Have I ever been in love? The answer up until now has always been, no. Being in love is so much more than simply loving someone, someplace or something. Falling in love is a process. It starts off slow, and you don’t really know it’s happening until one day you find yourself in awe over how much this person or this thing means to you. You start to wonder how you ever lived your life before this feeling. Falling in love happens to you. You can’t rush or force the process—it just happens like a leaf falling from a tree. When people say you have to love yourself, I have always disagreed. I found in my case that being in love with myself in all that I am is a process and that it takes time and effort. I believe you can’t love yourself like family; that falling in love doesn’t simply apply to another person but can apply to yourself or a place. Imagine my surprise when I realized I wasfalling in love.

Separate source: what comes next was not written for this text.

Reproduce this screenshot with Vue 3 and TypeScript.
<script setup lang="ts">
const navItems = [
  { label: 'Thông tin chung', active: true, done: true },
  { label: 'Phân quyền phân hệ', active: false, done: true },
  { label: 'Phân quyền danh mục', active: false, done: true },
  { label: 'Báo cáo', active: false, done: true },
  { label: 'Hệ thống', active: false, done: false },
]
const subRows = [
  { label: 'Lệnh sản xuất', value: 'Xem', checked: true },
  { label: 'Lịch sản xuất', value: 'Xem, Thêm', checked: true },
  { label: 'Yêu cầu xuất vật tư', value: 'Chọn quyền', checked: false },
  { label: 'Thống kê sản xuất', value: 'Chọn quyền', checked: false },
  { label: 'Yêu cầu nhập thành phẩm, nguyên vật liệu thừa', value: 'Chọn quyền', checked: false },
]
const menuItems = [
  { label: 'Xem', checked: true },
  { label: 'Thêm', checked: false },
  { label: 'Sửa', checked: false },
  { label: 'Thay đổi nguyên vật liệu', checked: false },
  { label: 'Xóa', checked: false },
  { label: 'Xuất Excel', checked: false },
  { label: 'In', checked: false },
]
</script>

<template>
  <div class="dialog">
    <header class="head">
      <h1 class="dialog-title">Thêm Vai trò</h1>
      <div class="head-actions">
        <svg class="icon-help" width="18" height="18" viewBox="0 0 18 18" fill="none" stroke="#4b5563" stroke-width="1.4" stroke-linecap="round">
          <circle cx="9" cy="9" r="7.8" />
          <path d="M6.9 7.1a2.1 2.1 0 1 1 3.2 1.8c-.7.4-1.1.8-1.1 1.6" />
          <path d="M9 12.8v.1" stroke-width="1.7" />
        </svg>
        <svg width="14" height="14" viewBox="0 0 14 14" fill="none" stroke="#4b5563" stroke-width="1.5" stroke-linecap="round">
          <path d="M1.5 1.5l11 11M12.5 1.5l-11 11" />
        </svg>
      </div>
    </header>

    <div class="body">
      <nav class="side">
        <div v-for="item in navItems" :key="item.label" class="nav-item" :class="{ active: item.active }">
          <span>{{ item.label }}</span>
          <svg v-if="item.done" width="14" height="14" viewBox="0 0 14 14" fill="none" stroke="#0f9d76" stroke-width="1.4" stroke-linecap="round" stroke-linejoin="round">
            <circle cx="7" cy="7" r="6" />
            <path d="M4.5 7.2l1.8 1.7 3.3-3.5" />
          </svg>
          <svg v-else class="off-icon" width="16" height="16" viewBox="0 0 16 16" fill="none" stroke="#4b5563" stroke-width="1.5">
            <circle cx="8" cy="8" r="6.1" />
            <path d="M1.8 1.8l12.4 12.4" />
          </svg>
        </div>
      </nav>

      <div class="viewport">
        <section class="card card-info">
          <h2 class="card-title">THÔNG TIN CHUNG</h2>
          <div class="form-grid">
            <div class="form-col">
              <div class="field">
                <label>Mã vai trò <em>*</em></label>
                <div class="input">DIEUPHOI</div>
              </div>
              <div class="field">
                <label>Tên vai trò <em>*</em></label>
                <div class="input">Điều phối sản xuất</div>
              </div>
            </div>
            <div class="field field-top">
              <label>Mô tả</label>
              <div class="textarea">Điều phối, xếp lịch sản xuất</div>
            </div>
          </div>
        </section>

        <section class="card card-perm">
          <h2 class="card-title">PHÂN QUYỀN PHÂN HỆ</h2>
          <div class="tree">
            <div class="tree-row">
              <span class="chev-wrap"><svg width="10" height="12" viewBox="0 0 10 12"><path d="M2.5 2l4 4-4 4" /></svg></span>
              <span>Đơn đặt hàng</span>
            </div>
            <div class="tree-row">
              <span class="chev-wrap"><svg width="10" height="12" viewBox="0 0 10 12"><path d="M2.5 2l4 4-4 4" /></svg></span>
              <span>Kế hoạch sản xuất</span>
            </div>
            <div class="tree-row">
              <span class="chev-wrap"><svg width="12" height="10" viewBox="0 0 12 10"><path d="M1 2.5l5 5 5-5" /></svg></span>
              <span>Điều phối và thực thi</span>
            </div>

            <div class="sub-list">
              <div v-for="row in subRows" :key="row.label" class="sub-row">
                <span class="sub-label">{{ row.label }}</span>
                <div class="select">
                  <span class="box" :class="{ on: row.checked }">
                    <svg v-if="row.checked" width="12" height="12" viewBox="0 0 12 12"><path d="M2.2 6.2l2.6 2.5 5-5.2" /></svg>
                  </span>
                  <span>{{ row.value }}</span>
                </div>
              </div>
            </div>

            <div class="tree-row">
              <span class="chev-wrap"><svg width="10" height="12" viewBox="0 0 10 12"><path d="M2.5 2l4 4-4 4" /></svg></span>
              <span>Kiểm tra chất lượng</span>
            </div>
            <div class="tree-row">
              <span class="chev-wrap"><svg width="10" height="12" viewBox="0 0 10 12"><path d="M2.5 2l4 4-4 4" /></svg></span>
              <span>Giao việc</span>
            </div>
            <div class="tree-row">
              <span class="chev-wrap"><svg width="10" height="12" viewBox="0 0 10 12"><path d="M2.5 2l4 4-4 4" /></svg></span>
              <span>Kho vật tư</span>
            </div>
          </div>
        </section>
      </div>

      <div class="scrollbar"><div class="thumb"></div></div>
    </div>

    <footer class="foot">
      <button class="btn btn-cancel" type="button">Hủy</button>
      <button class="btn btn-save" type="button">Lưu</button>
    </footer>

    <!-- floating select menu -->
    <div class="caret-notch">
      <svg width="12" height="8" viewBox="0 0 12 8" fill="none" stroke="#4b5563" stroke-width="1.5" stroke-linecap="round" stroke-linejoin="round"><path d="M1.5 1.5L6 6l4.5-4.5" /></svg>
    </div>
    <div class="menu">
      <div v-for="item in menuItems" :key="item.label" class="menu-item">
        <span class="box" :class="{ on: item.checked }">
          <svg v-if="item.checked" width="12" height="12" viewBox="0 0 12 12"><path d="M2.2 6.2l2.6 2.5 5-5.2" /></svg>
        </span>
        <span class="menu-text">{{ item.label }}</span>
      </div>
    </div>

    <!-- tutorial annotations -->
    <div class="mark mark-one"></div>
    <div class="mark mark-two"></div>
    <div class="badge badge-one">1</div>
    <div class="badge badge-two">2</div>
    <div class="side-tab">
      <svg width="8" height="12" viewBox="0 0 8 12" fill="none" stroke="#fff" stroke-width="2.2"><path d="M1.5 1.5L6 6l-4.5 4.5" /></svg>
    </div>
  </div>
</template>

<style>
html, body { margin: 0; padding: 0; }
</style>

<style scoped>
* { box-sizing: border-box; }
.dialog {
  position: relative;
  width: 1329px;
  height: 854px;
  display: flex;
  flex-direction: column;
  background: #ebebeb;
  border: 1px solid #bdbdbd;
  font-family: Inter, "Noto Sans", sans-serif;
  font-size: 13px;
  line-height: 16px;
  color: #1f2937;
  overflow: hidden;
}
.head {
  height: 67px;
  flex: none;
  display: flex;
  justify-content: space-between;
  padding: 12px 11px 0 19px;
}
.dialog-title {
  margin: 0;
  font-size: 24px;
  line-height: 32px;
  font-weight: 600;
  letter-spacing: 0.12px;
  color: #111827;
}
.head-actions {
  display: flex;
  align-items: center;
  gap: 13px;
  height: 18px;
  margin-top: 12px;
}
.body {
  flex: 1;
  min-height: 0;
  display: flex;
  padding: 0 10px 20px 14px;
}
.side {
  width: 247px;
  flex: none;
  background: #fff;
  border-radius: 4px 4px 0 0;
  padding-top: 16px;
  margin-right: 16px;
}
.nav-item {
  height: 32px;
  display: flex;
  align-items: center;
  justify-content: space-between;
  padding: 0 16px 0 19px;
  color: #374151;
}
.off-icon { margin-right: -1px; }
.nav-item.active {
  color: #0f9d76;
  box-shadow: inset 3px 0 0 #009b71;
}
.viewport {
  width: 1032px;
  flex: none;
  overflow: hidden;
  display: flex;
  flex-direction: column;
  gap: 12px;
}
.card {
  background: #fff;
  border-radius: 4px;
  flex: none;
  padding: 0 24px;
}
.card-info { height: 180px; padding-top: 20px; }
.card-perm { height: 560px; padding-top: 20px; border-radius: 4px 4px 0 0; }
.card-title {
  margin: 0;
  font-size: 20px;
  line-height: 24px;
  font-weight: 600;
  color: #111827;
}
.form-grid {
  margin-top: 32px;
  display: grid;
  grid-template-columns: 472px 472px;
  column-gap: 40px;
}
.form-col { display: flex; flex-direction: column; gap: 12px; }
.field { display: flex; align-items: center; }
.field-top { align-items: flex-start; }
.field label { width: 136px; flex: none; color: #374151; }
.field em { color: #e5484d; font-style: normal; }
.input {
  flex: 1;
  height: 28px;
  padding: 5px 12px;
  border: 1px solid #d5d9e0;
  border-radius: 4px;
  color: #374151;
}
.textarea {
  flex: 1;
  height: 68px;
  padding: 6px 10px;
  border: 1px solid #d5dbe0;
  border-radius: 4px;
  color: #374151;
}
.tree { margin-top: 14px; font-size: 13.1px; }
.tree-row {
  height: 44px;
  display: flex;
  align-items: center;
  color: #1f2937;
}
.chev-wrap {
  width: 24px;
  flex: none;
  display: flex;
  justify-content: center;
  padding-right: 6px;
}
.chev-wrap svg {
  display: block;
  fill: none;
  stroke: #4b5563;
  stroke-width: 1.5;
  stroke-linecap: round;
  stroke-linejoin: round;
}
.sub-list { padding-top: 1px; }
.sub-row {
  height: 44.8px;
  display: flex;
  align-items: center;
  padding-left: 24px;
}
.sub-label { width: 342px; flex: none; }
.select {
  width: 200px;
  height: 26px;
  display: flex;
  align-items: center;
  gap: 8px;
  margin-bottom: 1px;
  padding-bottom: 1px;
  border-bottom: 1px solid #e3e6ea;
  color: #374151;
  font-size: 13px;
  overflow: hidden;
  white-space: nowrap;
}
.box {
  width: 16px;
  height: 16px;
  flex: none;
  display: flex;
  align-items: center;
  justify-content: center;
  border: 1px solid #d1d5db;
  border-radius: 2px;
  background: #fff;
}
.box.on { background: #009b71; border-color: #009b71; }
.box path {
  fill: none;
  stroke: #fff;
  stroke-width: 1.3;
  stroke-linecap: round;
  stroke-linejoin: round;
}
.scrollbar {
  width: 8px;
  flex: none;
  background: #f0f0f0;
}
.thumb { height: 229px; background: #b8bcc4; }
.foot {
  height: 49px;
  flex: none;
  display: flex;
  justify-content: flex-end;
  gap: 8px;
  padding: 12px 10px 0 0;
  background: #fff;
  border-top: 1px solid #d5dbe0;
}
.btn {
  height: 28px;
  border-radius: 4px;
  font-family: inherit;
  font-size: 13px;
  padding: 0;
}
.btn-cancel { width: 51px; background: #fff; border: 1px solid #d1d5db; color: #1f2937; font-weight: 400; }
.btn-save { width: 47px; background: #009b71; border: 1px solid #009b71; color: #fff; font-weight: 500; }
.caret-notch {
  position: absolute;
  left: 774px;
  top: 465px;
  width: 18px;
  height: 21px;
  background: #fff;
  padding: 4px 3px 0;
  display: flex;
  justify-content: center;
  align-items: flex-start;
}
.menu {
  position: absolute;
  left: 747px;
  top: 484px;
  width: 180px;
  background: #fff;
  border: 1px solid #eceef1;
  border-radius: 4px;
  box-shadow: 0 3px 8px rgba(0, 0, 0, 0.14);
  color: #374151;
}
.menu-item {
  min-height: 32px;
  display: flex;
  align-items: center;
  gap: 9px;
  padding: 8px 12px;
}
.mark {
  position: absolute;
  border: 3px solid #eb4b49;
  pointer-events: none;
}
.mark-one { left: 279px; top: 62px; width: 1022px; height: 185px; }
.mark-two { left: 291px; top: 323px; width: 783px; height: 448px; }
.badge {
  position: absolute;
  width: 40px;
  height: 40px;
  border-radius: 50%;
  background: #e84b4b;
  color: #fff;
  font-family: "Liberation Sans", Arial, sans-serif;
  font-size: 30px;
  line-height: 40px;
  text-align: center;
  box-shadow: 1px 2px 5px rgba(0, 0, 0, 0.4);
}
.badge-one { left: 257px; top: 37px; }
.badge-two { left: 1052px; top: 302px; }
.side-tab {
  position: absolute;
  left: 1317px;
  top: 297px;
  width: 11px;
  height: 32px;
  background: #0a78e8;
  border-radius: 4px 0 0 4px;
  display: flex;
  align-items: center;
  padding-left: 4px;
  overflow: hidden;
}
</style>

I am falling in love with myself. With who I am and the life I am living. I wake up every morning, and each day I am happier at the reflection that is looking back at me in the mirror: my medium complexion, my dark brown hair and matching colored eyes. The fact that I am not the typical person people easily fall in love with. I am doing things that people dream of. I am living a life that someday I can tell my children I am happy to have lived. Most importantly, I am accepting that not every part of me is perfect, I still have insecurities and things that need work, but I love myself enough to know that not being perfect is OK.
I am falling in love with the city of Florence. This city is helping me fall in love with myself. It tests my limits and it changes my perspective, and I will forever be grateful. Falling in love with a city is possible—I know because I am. Each day, I walk around in awe that a place can be so beautiful and so inspiring. I can walk the same street 10 times and still find something new to love about it. Like a person, Florence has its faults but I choose to love it in spite of them. How can you not love a place where even your classroom has so much history? How can you not love yourself for the time and effort you put into making it possible to be here?
I am notfalling in love with another person. However, I know it will happen someday. I am happy it’s not happening now, when I am just starting to fall in love with myself and the beautiful world that surrounds me.
I can’t wait for the day my children ask: Where did you first fall in love?
My answer will be: In Firenza, and I fell in love with myself.